DIRECTIVE.
Return each line holding the string "React".

EXTRACTED DATA.
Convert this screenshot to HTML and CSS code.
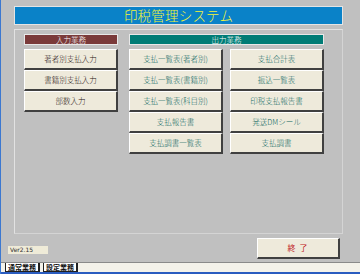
FILE: index.html
```html
<!DOCTYPE html>
<html lang="ja">
<head>
<meta charset="utf-8">
<link rel="stylesheet" href="styles.css">
</head>
<body>
<div class="window">
  <div class="screen">
    <div class="title">印税管理システム</div>
    <div class="panel">
      <div class="group group-in">
        <div class="head head-in">入力業務</div>
        <div class="btns">
          <div class="btn btn-in">著者別支払入力</div>
          <div class="btn btn-in">書籍別支払入力</div>
          <div class="btn btn-in">部数入力</div>
        </div>
      </div>
      <div class="group group-out">
        <div class="head head-out">出力業務</div>
        <div class="btns btns-out">
          <div class="btn btn-out">支払一覧表(著者別)</div>
          <div class="btn btn-out">支払合計表</div>
          <div class="btn btn-out">支払一覧表(書籍別)</div>
          <div class="btn btn-out">振込一覧表</div>
          <div class="btn btn-out">支払一覧表(科目別)</div>
          <div class="btn btn-out">印税支払報告書</div>
          <div class="btn btn-out">支払報告書</div>
          <div class="btn btn-out">発送DMシール</div>
          <div class="btn btn-out">支払調書一覧表</div>
          <div class="btn btn-out">支払調書</div>
        </div>
      </div>
    </div>
    <div class="footer">
      <div class="ver">Ver2.15</div>
      <div class="btn btn-exit">終 了</div>
    </div>
  </div>
  <div class="tabbar">
    <span class="tab tab-active">通常業務</span>
    <span class="tab">設定業務</span>
  </div>
</div>
</body>
</html>
```

FILE: styles.css
```css
* { box-sizing: border-box; }
html, body { margin: 0; padding: 0; }
body {
  width: 360px;
  height: 274px;
  background: #c0c0c0;
  font-family: "Noto Sans CJK JP", "Noto Sans", sans-serif;
  overflow: hidden;
}
.window {
  height: 274px;
  border-left: 1px solid #3c78d0;
  display: flex;
  flex-direction: column;
}
.screen {
  padding: 6px 17px 0 13px;
  flex: 1;
  display: flex;
  flex-direction: column;
}
.title {
  height: 19px;
  background: #0a82c8;
  border: 1px solid #e4e4e4;
  color: #f4f43a;
  font-size: 13.5px;
  font-weight: 300;
  line-height: 16px;
  text-align: center;
  letter-spacing: 0.2px;
}
.panel {
  margin-top: 4px;
  height: 205px;
  border: 1px solid #e2e2e2;
  border-right-color: #d4d4d4;
  border-bottom-color: #d4d4d4;
  padding: 4px 18px 0 9px;
  display: flex;
  gap: 11px;
  align-items: flex-start;
}
.group-in { width: 94px; }
.group-out { width: 195px; }
.head {
  height: 11px;
  color: #ffffff;
  font-size: 7.5px;
  font-weight: 300;
  line-height: 10px;
  text-align: center;
  border: 1px solid #e8e8e8;
}
.head-in { background: #7a3a3a; }
.head-out { background: #007c76; }
.btns {
  margin-top: 4px;
  display: flex;
  flex-direction: column;
}
.btns-out {
  display: grid;
  grid-template-columns: 94px 94px;
  column-gap: 7px;
}
.btn {
  height: 21px;
  background: #eeeadb;
  border-top: 1px solid #ffffff;
  border-left: 1px solid #ffffff;
  border-right: 2px solid #404040;
  border-bottom: 2px solid #404040;
  font-size: 7.5px;
  font-weight: 300;
  line-height: 18px;
  text-align: center;
  white-space: nowrap;
}
.btn-in { color: #1e1010; }
.btn-out { color: #0a665e; }
.footer {
  display: flex;
  justify-content: space-between;
  align-items: flex-start;
  margin-top: 4px;
  margin-left: -6px;
  margin-right: 3px;
}
.ver {
  margin-top: 8px;
  width: 40px;
  height: 8px;
  background: #efebd8;
  font-size: 6px;
  line-height: 8px;
  padding-left: 2px;
  color: #303030;
  font-family: "DejaVu Sans", sans-serif;
}
.btn-exit {
  width: 83px;
  color: #c01818;
  font-size: 8px;
  font-weight: 400;
  letter-spacing: 1px;
}
.tabbar {
  height: 12px;
  border-top: 1px solid #8a8a8a;
  background: #f4f2ea;
  border-bottom: 2px solid #2a5cc0;
  display: flex;
  padding-left: 4px;
  gap: 3px;
  align-items: flex-start;
}
.tab {
  height: 9px;
  font-size: 7px;
  line-height: 9px;
  font-weight: bold;
  color: #101010;
  background: #ffffff;
  padding: 0 2px;
  border-left: 1px solid #202020;
  border-right: 2px solid #202020;
  border-bottom: 1px solid #202020;
}
.tab-active { background: #ffffff; }
```
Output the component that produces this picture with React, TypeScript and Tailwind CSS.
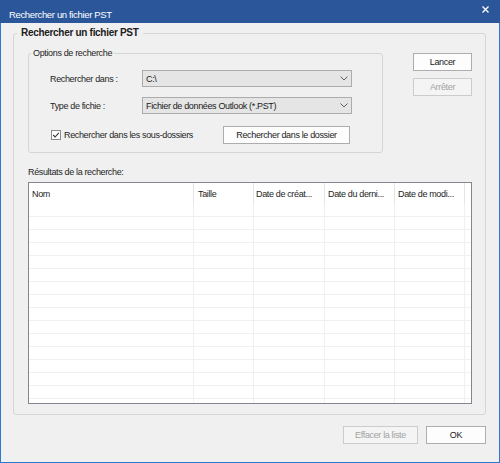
import React from 'react';

const columns = [
  { label: 'Nom', cls: 'w-[165px] pl-[3px]' },
  { label: 'Taille', cls: 'w-[60px] pl-[4px]' },
  { label: 'Date de créat...', cls: 'w-[71px] pl-[2px]' },
  { label: 'Date du derni...', cls: 'w-[70px] pl-[3px]' },
  { label: 'Date de modi...', cls: 'w-[70px] pl-[3px]' },
];

const Chevron = () => (
  <svg width="8" height="5" viewBox="0 0 8 5" className="shrink-0">
    <path d="M0.5 0.5 L4 4 L7.5 0.5" fill="none" stroke="#606060" strokeWidth="1" />
  </svg>
);

const Combo: React.FC<{ value: string }> = ({ value }) => (
  <div className="w-[210px] h-[17px] flex items-center justify-between pl-[3px] pr-[3px] bg-[#e5e5e5] border border-[#acacac]">
    <span className="text-[#1a1a1a]">{value}</span>
    <Chevron />
  </div>
);

const Button: React.FC<{ label: string; disabled?: boolean; className?: string }> = ({ label, disabled, className }) => (
  <div
    className={`h-[18px] flex items-center justify-center border ${
      disabled ? 'border-[#cccccc] bg-[#f4f4f4] text-[#a3a3a3]' : 'border-[#adadad] bg-[#fdfdfd] text-[#1a1a1a]'
    } ${className ?? ''}`}
  >
    {label}
  </div>
);

export default function App() {
  return (
    <div className="w-[500px] h-[463px] flex flex-col bg-[#f0f0f0] text-[9px] leading-[12px] tracking-[-0.35px] text-[#1e1e1e] font-['Liberation_Sans',Arial,sans-serif]">
      {/* Title bar */}
      <div className="h-[23px] shrink-0 bg-[#2b579a] flex items-start justify-between pl-[9px] pr-[11px]">
        <span className="mt-[9px] text-white text-[9.5px] leading-[12px]">Rechercher un fichier PST</span>
        <svg width="7" height="7" viewBox="0 0 7 7" className="mt-[6px]">
          <path d="M0.5 0.5 L6.5 6.5 M6.5 0.5 L0.5 6.5" stroke="#ffffff" strokeWidth="1.3" />
        </svg>
      </div>

      <div className="flex-1 flex flex-col border-x border-b border-[#2b79d0]">
        {/* Outer group */}
        <fieldset className="mt-[3px] ml-[12px] mr-[13px] pl-[3px] pb-[10px] border border-[#d5d5d5] rounded-[3px]">
          <legend className="px-[4px] text-[10px] leading-[14px] tracking-[-0.3px] font-bold text-[#202020]">Rechercher un fichier PST</legend>
          <div className="pl-[11px]">
            <div className="mt-[6px] flex items-start">
              {/* Options group */}
              <fieldset className="w-[355px] pl-[2px] pb-[8px] border border-[#d5d5d5] rounded-[3px]">
                <legend className="px-[2px] leading-[14px]">Options de recherche</legend>
                <div className="pl-[19px] pt-[10px]">
                  <div className="flex items-center">
                    <span className="w-[92px]">Rechercher dans :</span>
                    <Combo value="C:\" />
                  </div>
                  <div className="mt-[10px] flex items-center">
                    <span className="w-[92px]">Type de fichie :</span>
                    <Combo value="Fichier de données Outlook (*.PST)" />
                  </div>
                  <div className="mt-[12px] flex items-center">
                    <div className="w-[173px] flex items-center">
                      <svg width="10" height="10" viewBox="0 0 10 10" className="ml-[1px] mr-[3px] shrink-0">
                        <rect x="0.5" y="0.5" width="9" height="9" fill="#ffffff" stroke="#8a8a8a" />
                        <path d="M2.2 5 L4.1 7 L7.8 2.8" fill="none" stroke="#333333" strokeWidth="1.1" />
                      </svg>
                      <span>Rechercher dans les sous-dossiers</span>
                    </div>
                    <Button label="Rechercher dans le dossier" className="w-[127px]" />
                  </div>
                </div>
              </fieldset>

              {/* Side buttons */}
              <div className="ml-[30px] mt-[7px] flex flex-col gap-[7px]">
                <Button label="Lancer" className="w-[59px]" />
                <Button label="Arrêter" disabled className="w-[59px]" />
              </div>
            </div>

            <div className="mt-[13px]">Résultats de la recherche:</div>

            {/* Results list */}
            <div className="mt-[4px] w-[444px] h-[222px] bg-white border border-[#828790] overflow-hidden">
              <div className="h-[21px] flex">
                {columns.map((c) => (
                  <div key={c.label} className={`${c.cls} shrink-0 flex items-center border-r border-[#e5e5e5] whitespace-nowrap`}>
                    {c.label}
                  </div>
                ))}
              </div>
              {Array.from({ length: 16 }).map((_, i) => (
                <div key={i} className="h-[13px] flex border-b border-[#f0f0f0]">
                  {columns.map((c) => (
                    <div key={c.label} className={`${c.cls} shrink-0 border-r border-[#f0f0f0]`} />
                  ))}
                </div>
              ))}
            </div>
          </div>
        </fieldset>

        {/* Bottom buttons */}
        <div className="mt-[11px] mr-[13px] flex justify-end gap-[8px]">
          <Button label="Effacer la liste" disabled className="w-[75px]" />
          <Button label="OK" className="w-[60px]" />
        </div>
      </div>
    </div>
  );
}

CORRECT OUTPUT.
Output the component that produces this picture with React, TypeScript and Tailwind CSS.
import React from 'react';
const Combo: React.FC<{ value: string }> = ({ value }) => (
const Button: React.FC<{ label: string; disabled?: boolean; className?: string }> = ({ label, disabled, className }) => (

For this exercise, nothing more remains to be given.